The auction at the end of October will include manuscripts, books and a limited edition cast of the sculpture's maquette.

A date for the unveiling of the bronze statue in Guildhall Square will be made public next week.

Will 'banned statues'

The statue's sculptor Martin Jennings, who donated the bronze cast of the maquette and a bronze bust of Dickens, said the statue was currently in the foundry being cast in bronze.

A tale of one city

  • Charles Dickens was born in Portsmouth on 7 February 1812 and spent the first three years of his life in the city before moving to London and then Kent
  • Number 1 Mile End Terrace, where he was born, has been a dedicated Dickens museum since 1904
  • Actress Gillian Anderson, who played Miss Havisham in a BBC adaptation of Great Expectations, is a patron of the statue fund and said she was "surprised" Portsmouth did not have a statue of Dickens

Professor Tony Pointon of the Dickens Fellowship in Portsmouth said: "We know there are a lot of people who will want to be a part of [the statue project], so we are confident that this money will be raised."

He said donations for the sculpture had been trickling in without any publicity.

These add to the fundraising efforts of people including Dickens' great-great grandsons Ian and Gerald Dickens.

The brothers completed the "Nickleby Walk" from London to Portsmouth, in the footsteps of one of the author's most famous characters Nicholas Nickleby.

Plans for the statue have been two years in the making, and included a decision mid-way to double the sculpture's size.
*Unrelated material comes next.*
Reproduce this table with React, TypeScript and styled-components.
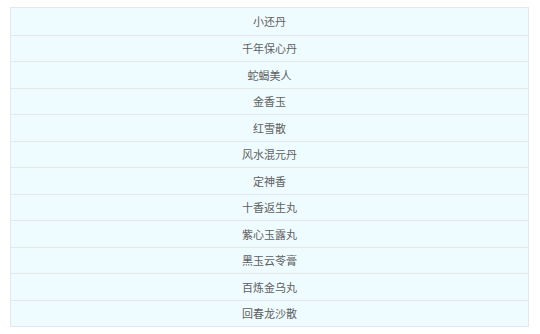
import React from "react";
import styled, { createGlobalStyle } from "styled-components";

const Global = createGlobalStyle`
  html, body { margin: 0; padding: 0; background: #ffffff; }
  body { font-family: "Noto Sans CJK SC", "Noto Sans", sans-serif; }
`;

const Page = styled.div`
  padding: 7px 11px 0 10px;
`;

const List = styled.div`
  display: flex;
  flex-direction: column;
  border: 1px solid #e3e8e8;
  background: #effcff;
`;

const Row = styled.div<{ $first?: boolean }>`
  height: 26.5px;
  box-sizing: border-box;
  display: flex;
  align-items: center;
  justify-content: center;
  border-top: ${(p) => (p.$first ? "none" : "1px solid #e3e8e8")};
  font-size: 11px;
  color: #606060;
`;

const items = [
  "小还丹",
  "千年保心丹",
  "蛇蝎美人",
  "金香玉",
  "红雪散",
  "风水混元丹",
  "定神香",
  "十香返生丸",
  "紫心玉露丸",
  "黑玉云苓膏",
  "百炼金乌丸",
  "回春龙沙散",
];

export default function App() {
  return (
    <Page>
      <Global />
      <List>
        {items.map((t, i) => (
          <Row key={t} $first={i === 0}>
            {t}
          </Row>
        ))}
      </List>
    </Page>
  );
}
Mr Pointon, a retired professor of physics, said he was "absolutely stunned" when he saw the finished clay version of the statue.

"I'm not one who is silent, but it was about five minutes before I said a word."

A passage in Dickens' will requested that no statues or monuments of him should be built.

But Ian Dickens has disputed the wording of the passage, stating his relative was "clearly talking about his grave".

There are known statues of Dickens in Philadelphia in the US and Sydney, Australia.